Vivere l’elezione tenendo conto dell’infinito e dell’eternità significa individuare se stesso come portatore di una vita che soverchia il proprio essere un essere umano. E pure tutto il resto che si è al di fuori di essere un eletto: un coniuge, un figlio, un lavoratore, un appartenente a un gruppo invece che a un altro, ecc. Allora non c’è un limite, una caratteristica dominante o una collocazione: si è ogni cosa, si è l’universo intero.
In una persona c’è un seme che gli permetterà di unirsi a tutto perché egli è il tutto. Egli è salvo, è un eletto dall’eternità e per l’eternità perché è già l’eternità, anche quando non lo sapeva di essere.

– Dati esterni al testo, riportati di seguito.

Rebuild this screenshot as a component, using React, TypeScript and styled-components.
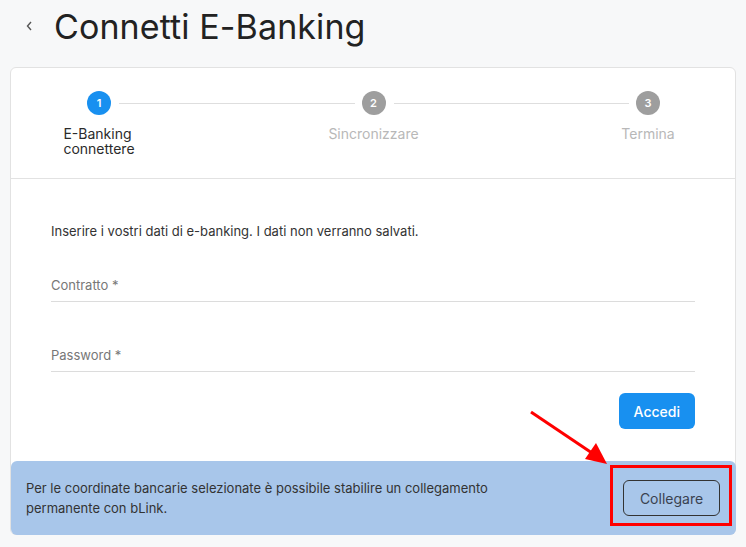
import React from "react";
import styled, { createGlobalStyle } from "styled-components";

const GlobalStyle = createGlobalStyle`
  html, body {
    margin: 0;
    padding: 0;
    background: #f7f8f9;
    font-family: Inter, "Noto Sans", sans-serif;
    color: #222;
  }
`;

const Page = styled.div`
  position: relative;
  width: 746px;
  height: 547px;
  overflow: hidden;
`;

const Header = styled.header`
  display: flex;
  align-items: center;
  height: 52px;
  padding-left: 22px;
  gap: 18px;

  h1 {
    margin: 0;
    font-size: 34px;
    font-weight: 400;
    color: #222;
    letter-spacing: 0.1px;
  }
`;

const Back = styled.button`
  display: flex;
  align-items: center;
  justify-content: center;
  width: 14px;
  height: 20px;
  padding: 0;
  border: none;
  background: none;
  color: #555;
`;

const Card = styled.section`
  margin: 15px 10px 0;
  background: #fff;
  border: 1px solid #e2e2e2;
  border-radius: 6px;
`;

const Steps = styled.div`
  display: flex;
  align-items: flex-start;
  height: 111px;
  padding: 23px 75px 0 76px;
  box-sizing: border-box;
  border-bottom: 1px solid #e2e2e2;
`;

const Step = styled.div`
  display: flex;
  flex-direction: column;
  align-items: center;
  width: 24px;
`;

const Dot = styled.div<{ $active?: boolean }>`
  display: flex;
  align-items: center;
  justify-content: center;
  width: 24px;
  height: 24px;
  border-radius: 50%;
  background: ${({ $active }) => ($active ? "#1890f0" : "#9e9e9e")};
  color: #fff;
  font-size: 11px;
  font-weight: 600;
`;

const StepLabel = styled.div<{ $active?: boolean }>`
  margin-top: 11px;
  white-space: nowrap;
  font-size: 14px;
  line-height: 15px;
  color: ${({ $active }) => ($active ? "#2b2b2b" : "#b8b8b8")};
`;

const Connector = styled.div`
  flex: 1;
  height: 1px;
  margin: 12px 7px 0 8px;
  background: #dedede;
`;

const Form = styled.div`
  padding: 42px 40px 32px;
`;

const Intro = styled.p`
  margin: 0 0 24px;
  font-size: 13px;
  line-height: 20px;
  color: #333;
`;

const Field = styled.label`
  display: block;
  padding: 10px 0 6px;
  border-bottom: 1px solid #dcdcdc;
  margin-bottom: 33px;
  font-size: 13px;
  line-height: 20px;
  color: #777;

  &:last-of-type {
    margin-bottom: 21px;
  }
`;

const Actions = styled.div`
  display: flex;
  justify-content: flex-end;
`;

const Primary = styled.button`
  height: 36px;
  padding: 0 15px;
  border: none;
  border-radius: 6px;
  background: #1890f0;
  color: #fff;
  font-family: inherit;
  font-size: 14px;
  font-weight: 500;
`;

const Banner = styled.div`
  display: flex;
  align-items: center;
  justify-content: space-between;
  gap: 20px;
  height: 74px;
  padding: 0 16px 0 15px;
  box-sizing: border-box;
  margin: 0 -1px -1px 0;
  background: #a8c6ea;
  border-radius: 6px;

  p {
    margin: 0;
    max-width: 520px;
    font-size: 13px;
    line-height: 20px;
    color: #333;
  }
`;

const Outline = styled.button`
  flex-shrink: 0;
  height: 36px;
  width: 97px;
  border: 1px solid #333;
  border-radius: 6px;
  background: transparent;
  color: #3a4250;
  font-family: inherit;
  font-size: 14px;
`;

const Annotation = styled.svg`
  position: absolute;
  left: 0;
  top: 0;
  pointer-events: none;
`;

const steps = ["E-Banking\nconnettere", "Sincronizzare", "Termina"];

export default function App() {
  return (
    <Page>
      <GlobalStyle />
      <Header>
        <Back aria-label="Indietro">
          <svg width="8" height="12" viewBox="0 0 8 12">
            <path d="M6 2 L2.5 6 L6 10" fill="none" stroke="currentColor" strokeWidth="1.4" />
          </svg>
        </Back>
        <h1>Connetti E-Banking</h1>
      </Header>
      <Card>
        <Steps>
          {steps.map((label, i) => (
            <React.Fragment key={label}>
              {i > 0 && <Connector />}
              <Step>
                <Dot $active={i === 0}>{i + 1}</Dot>
                <StepLabel $active={i === 0}>
                  {label.split("\n").map((line) => (
                    <div key={line}>{line}</div>
                  ))}
                </StepLabel>
              </Step>
            </React.Fragment>
          ))}
        </Steps>
        <Form>
          <Intro>Inserire i vostri dati di e-banking. I dati non verranno salvati.</Intro>
          <Field>Contratto *</Field>
          <Field>Password *</Field>
          <Actions>
            <Primary>Accedi</Primary>
          </Actions>
        </Form>
        <Banner>
          <p>
            Per le coordinate bancarie selezionate è possibile stabilire un collegamento
            permanente con bLink.
          </p>
          <Outline>Collegare</Outline>
        </Banner>
      </Card>
      <Annotation width="746" height="547">
        <line x1="531" y1="412" x2="592" y2="453" stroke="#ff0000" strokeWidth="3" />
        <polygon points="607,464 585,459 596,443" fill="#ff0000" />
        <rect x="611.5" y="466.5" width="119" height="58" fill="none" stroke="#ff0000" strokeWidth="3" />
      </Annotation>
    </Page>
  );
}
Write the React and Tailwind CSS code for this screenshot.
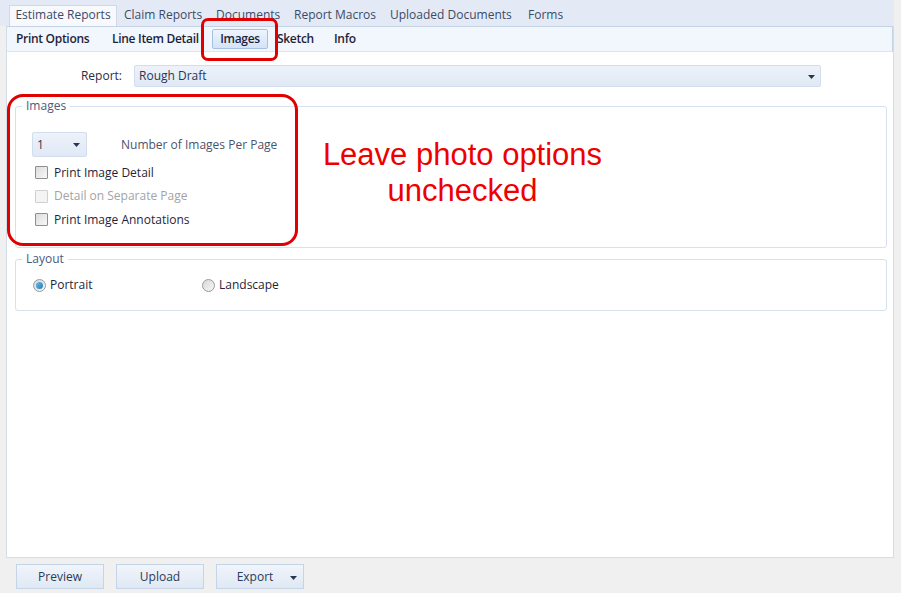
import React from "react";

const font = { fontFamily: '"Open Sans", "Noto Sans", sans-serif' };

function Checkbox({ label, disabled }) {
  return (
    <div className="flex items-center h-[23.5px]">
      <div
        className={
          "w-[13px] h-[13px] border rounded-[1px] " +
          (disabled
            ? "border-[#d0d0d0] bg-[#f4f4f4]"
            : "border-[#8e8f8f] bg-gradient-to-br from-[#dcdcdc] to-[#f8f8f8]")
        }
      />
      <span className={"ml-[6px] " + (disabled ? "text-[#a3a3a3]" : "text-[#1f1f3a]")}>{label}</span>
    </div>
  );
}

function Radio({ label, checked }) {
  return (
    <div className="flex items-center">
      <div className="w-[13px] h-[13px] rounded-full border border-[#9a9a9a] bg-gradient-to-br from-[#d8d8d8] to-[#f6f6f6] flex items-center justify-center">
        {checked && <div className="w-[7px] h-[7px] rounded-full bg-gradient-to-br from-[#69b8e6] to-[#1d7fb8]" />}
      </div>
      <span className="ml-[4px] text-[#1f1f3a]">{label}</span>
    </div>
  );
}

function Caret() {
  return (
    <svg width="7" height="4" viewBox="0 0 7 4">
      <path d="M0 0 H7 L3.5 4 Z" fill="#2a3550" />
    </svg>
  );
}

function Button({ children, caret }) {
  return (
    <div
      className={
        "relative w-[88px] h-[25px] border border-[#c5d4e7] bg-gradient-to-b from-[#f1f5fb] to-[#dfe8f4] flex items-center justify-center text-[#2b3a58] " +
        (caret ? "pr-[10px]" : "")
      }
    >
      <span>{children}</span>
      {caret && (
        <span className="absolute right-[6px] top-[11px]">
          <Caret />
        </span>
      )}
    </div>
  );
}

export default function App() {
  return (
    <div className="relative w-[901px] h-[593px] bg-[#f0f0f0] overflow-hidden text-[12px]" style={font}>
      {/* top tab strip */}
      <div className="w-[894px] h-[26px] bg-[#e3eaf5] flex items-end pl-[9px]">
        <div className="h-[21px] w-[108px] pb-[2px] bg-[#f7f9fd] border border-b-0 border-[#cfd9e8] flex items-center justify-center text-[#3b4a68]">
          Estimate Reports
        </div>
        <div className="flex h-[21px] pb-[2px] items-center text-[#3b4a68] whitespace-nowrap">
          <span className="ml-[7px] w-[92px]">Claim Reports</span>
          <span className="w-[78px]">Documents</span>
          <span className="w-[96px]">Report Macros</span>
          <span className="w-[138px]">Uploaded Documents</span>
          <span>Forms</span>
        </div>
      </div>

      {/* main panel */}
      <div className="ml-[6px] w-[888px] h-[532px] bg-white border border-t-0 border-[#d3dde9] flex flex-col">
        <div className="h-[26px] bg-[#f2f6fd] border-t border-t-[#c4d2e6] border-b border-b-[#dae4f2] border-r border-r-[#c4d2e6] flex items-center text-[#1f1f3a] font-semibold tracking-[-0.3px] whitespace-nowrap">
          <span className="ml-[9px] w-[96px]">Print Options</span>
          <span className="w-[100px]">Line Item Detail</span>
          <div className="w-[56px] h-[20px] rounded-[2px] border border-[#a7c0e0] bg-gradient-to-b from-[#edf4fd] to-[#d3e3f7] flex items-center justify-center">
            Images
          </div>
          <span className="ml-[9px] w-[57px]">Sketch</span>
          <span>Info</span>
        </div>

        {/* report row */}
        <div className="mt-[13px] flex items-center h-[22px]">
          <span className="w-[115px] text-right text-[#2d2d3d]">Report:</span>
          <div className="ml-[12px] w-[687px] h-[22px] rounded-[2px] border border-[#d2deed] bg-gradient-to-b from-[#edf2fa] to-[#e0e9f5] flex items-center justify-between px-[4px] text-[#2d3550]">
            <span>Rough Draft</span>
            <span className="mr-[1px] mt-[1px]"><Caret /></span>
          </div>
        </div>

        {/* Images group */}
        <fieldset className="mt-[12px] ml-[8px] w-[872px] h-[149px] border border-[#d6e0ee] rounded-[3px]">
          <legend className="ml-[6px] px-[4px] text-[#4b5a7e] leading-[14px]">Images</legend>
          <div className="px-[16px]">
            <div className="mt-[19px] flex items-center">
              <div className="w-[55px] h-[25px] rounded-[2px] border border-[#d2deed] bg-gradient-to-b from-[#edf2fa] to-[#e0e9f5] flex items-center justify-between px-[4px] text-[#2d3550]">
                <span>1</span>
                <span className="mr-[2px]"><Caret /></span>
              </div>
              <span className="ml-[34px] text-[#4a5470]">Number of Images Per Page</span>
            </div>
            <div className="mt-[4px] ml-[3px]">
              <Checkbox label="Print Image Detail" />
              <Checkbox label="Detail on Separate Page" disabled />
              <Checkbox label="Print Image Annotations" />
            </div>
          </div>
        </fieldset>

        {/* Layout group */}
        <fieldset className="mt-[4px] ml-[8px] w-[872px] h-[59px] border border-[#d6e0ee] rounded-[3px]">
          <legend className="ml-[6px] px-[4px] text-[#4b5a7e] leading-[14px]">Layout</legend>
          <div className="px-[17px] mt-[10px] flex items-center">
            <div className="w-[169px]">
              <Radio label="Portrait" checked />
            </div>
            <Radio label="Landscape" />
          </div>
        </fieldset>
      </div>

      {/* bottom buttons */}
      <div className="mt-[6px] ml-[16px] flex gap-[12px]">
        <Button>Preview</Button>
        <Button>Upload</Button>
        <Button caret>Export</Button>
      </div>

      {/* annotations */}
      <div className="absolute left-[201px] top-[18px] w-[77px] h-[43px] border-[3px] border-[#e00000] rounded-[7px]" />
      <div className="absolute left-[7px] top-[94px] w-[291px] h-[152px] border-[3px] border-[#e00000] rounded-[16px]" />
      <div
        className="absolute left-[300px] top-[137px] w-[325px] text-center text-[31px] leading-[36px] text-[#ee0000]"
        style={{ fontFamily: '"Liberation Sans", Arial, sans-serif' }}
      >
        Leave photo options
        <br />
        unchecked
      </div>
    </div>
  );
}
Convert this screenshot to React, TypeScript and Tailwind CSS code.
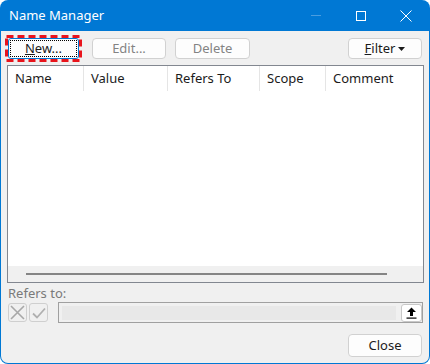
import React from "react";

const font = { fontFamily: '"Noto Sans", "Segoe UI", Arial, sans-serif' };

function Btn({
  children,
  disabled,
  className = "",
}: {
  children: React.ReactNode;
  disabled?: boolean;
  className?: string;
}) {
  return (
    <div
      className={`flex items-center justify-center rounded-[4px] border border-[#d1d1d1] bg-[#fdfdfd] text-[13px] ${
        disabled ? "text-[#838383]" : "text-[#1b1b1b]"
      } ${className}`}
    >
      {children}
    </div>
  );
}

const columns = [
  { label: "Name", w: "w-[76px]" },
  { label: "Value", w: "w-[84px]" },
  { label: "Refers To", w: "w-[92px]" },
  { label: "Scope", w: "w-[66px]" },
  { label: "Comment", w: "flex-1" },
];

export default function App() {
  return (
    <div className="h-[364px] w-[430px] bg-white" style={font}>
      <div className="flex h-[364px] w-[430px] flex-col overflow-hidden rounded-[8px] bg-[#0078d4] px-[1px] pb-[1px]">
        {/* title bar */}
        <div className="flex h-[31px] shrink-0 items-center text-white">
          <span className="ml-[8px] text-[13px]">Name Manager</span>
          <div className="ml-auto flex h-full items-center">
            <div className="flex h-full w-[46px] items-center justify-center">
              <div className="h-[1px] w-[10px] bg-[#4a9de0]" />
            </div>
            <div className="flex h-full w-[44px] items-center justify-center">
              <div className="h-[10px] w-[10px] border border-white" />
            </div>
            <div className="flex h-full w-[46px] items-center justify-center">
              <svg width="12" height="12" viewBox="0 0 12 12">
                <path d="M0.5 0.5 L11.5 11.5 M11.5 0.5 L0.5 11.5" stroke="white" strokeWidth="1" />
              </svg>
            </div>
          </div>
        </div>

        {/* body */}
        <div className="flex flex-1 flex-col rounded-b-[7px] bg-[#f0f0f0]">
          {/* toolbar */}
          <div className="mt-[4px] flex items-center">
            <div className="relative ml-[4px] flex h-[27px] w-[77px] items-center justify-center">
              <div className="flex h-[21px] w-[71px] items-center justify-center rounded-[3px] border border-[#0078d4] bg-[#fdfdfd] p-[1px]">
                <div className="flex h-full w-full items-center justify-center border border-dotted border-black text-[13px] text-[#1b1b1b]">
                  <span>
                    <span className="underline">N</span>ew...
                  </span>
                </div>
              </div>
              {/* annotation highlight */}
              <svg className="pointer-events-none absolute inset-0" width="77" height="27" viewBox="0 0 77 27">
                <rect
                  x="1.5"
                  y="1.5"
                  width="74"
                  height="24"
                  fill="none"
                  stroke="#e8141c"
                  strokeWidth="3"
                  strokeDasharray="7 4"
                />
              </svg>
            </div>
            <Btn disabled className="ml-[10px] h-[21px] w-[74px]">
              Edit...
            </Btn>
            <Btn disabled className="ml-[9px] h-[21px] w-[75px]">
              Delete
            </Btn>
            <Btn className="ml-auto mr-[7px] h-[21px] w-[74px]">
              <span>
                <span className="underline">F</span>ilter
              </span>
              <svg width="7" height="4" viewBox="0 0 7 4" className="ml-[3px]">
                <path d="M0 0 H7 L3.5 4 Z" fill="#1b1b1b" />
              </svg>
            </Btn>
          </div>

          {/* list */}
          <div className="ml-[6px] mt-[3px] flex h-[218px] w-[417px] flex-col border border-[#828790] bg-white">
            <div className="flex h-[25px] text-[13px] text-[#1b1b1b]">
              {columns.map((c, i) => (
                <div
                  key={c.label}
                  className={`${c.w} flex items-center pl-[7px] ${
                    i < columns.length - 1 ? "border-r border-[#e5e5e5]" : ""
                  }`}
                >
                  {c.label}
                </div>
              ))}
            </div>
            <div className="flex-1" />
            <div className="flex h-[16px] items-center bg-[#f0f0f0]">
              <div className="ml-[18px] h-[2px] w-[361px] bg-[#858585]" />
            </div>
          </div>

          {/* refers to */}
          <div className="ml-[7px] mt-[1px] text-[13px] leading-[18px] text-[#7a7a7a]">Refers to:</div>
          <div className="flex items-center">
            <div className="ml-[7px] flex h-[19px] w-[19px] items-center justify-center rounded-[3px] border border-[#cfcfcf] bg-[#f0f0f0]">
              <svg width="15" height="15" viewBox="0 0 15 15">
                <path d="M1 1 L14 14 M14 1 L1 14" stroke="#a8a8a8" strokeWidth="1.6" />
              </svg>
            </div>
            <div className="ml-[2px] flex h-[19px] w-[19px] items-center justify-center rounded-[3px] border border-[#cfcfcf] bg-[#f0f0f0]">
              <svg width="14" height="12" viewBox="0 0 14 12">
                <path d="M1 6.5 L5 10.5 L13 1.5" stroke="#b0b0b0" strokeWidth="1.8" fill="none" />
              </svg>
            </div>
            <div className="ml-[10px] flex h-[21px] w-[365px] items-center border border-[#a0a0a0] bg-[#f0f0f0] pl-[3px]">
              <div className="h-[14px] w-[334px] bg-[#e8e8e8]" />
              <div className="ml-[5px] flex h-[18px] w-[21px] items-center justify-center rounded-[3px] border border-[#c8c8c8] bg-white">
                <svg width="11" height="12" viewBox="0 0 11 12">
                  <path d="M5.5 0.5 L10 5 H7 V9 H4 V5 H1 Z" fill="#000" />
                  <rect x="0.5" y="10.5" width="10" height="1.2" fill="#000" />
                </svg>
              </div>
            </div>
          </div>

          {/* close */}
          <div className="mt-[11px] flex">
            <Btn className="ml-auto mr-[7px] h-[23px] w-[74px]">Close</Btn>
          </div>
        </div>
      </div>
    </div>
  );
}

Prima di scoprire la salvezza, egli era già comunque salvo; anche se per scoprirlo ha dovuto prima convincersi del contrario.
Come può un essere umano essere eterno? Per via dell’assenza di divisione all’interno dell’universo. Si potrebbe spiegare come se l’universo finito e materiale percepibile con i sensi sia poi sovrapposto a un altro che sia infinito ed eterno e quindi caratterizzato dalla mancanza di limiti e confini. C’è quindi come prerogativa che tutto sia possibile, finanche la compresenza dell’universo finito e materiale che permetterebbe la possibilità ai viventi di questi universi di fare anche le esperienze finite e limitate. Quando gli spiriti fanno tali esperienze allora possono scoprire (o ricordare) di essere in realtà (anche) infiniti ed eterni.
Essere infiniti ed eterni vale a dire essere Dio: questo il nesso per cui l’umanità è eletta da sempre e per sempre. Essa è Dio: l’uomo e Dio sono la stessa cosa. Come già precisato precedentemente, ciò non equivale a essere tutti noi degli dèi, ma essere tutti parte di Dio. Proprio come tutti gli eletti non solo lavorano per il governo e governano, ma conformano il governo stesso.
Inoltre, se io sono integrante e costitutivo di Dio, allora tutto di me è Dio. Ogni cosa è il Padre, io non faccio eccezione e così pure l’ambiente in cui vivo. Addirittura le esperienze che mi capitano, sono Dio, e le mie emozioni, le mie intenzioni; i miei stessi pensieri, i prodotti della mia mente e quanto posso creare. Di nuovo, queste riflessioni non sono per arrogarci una posizione superiore rispetto a chi non fa simili constatazioni o al resto del creato, ma semplicemente per illuminare che qualsiasi cosa percepiamo dentro e fuori di noi è Dio. Non ne siamo in nessun caso separati e, oltretutto, non possiamo avere termine o delimitazione con la fine e i limiti di una vita terrena.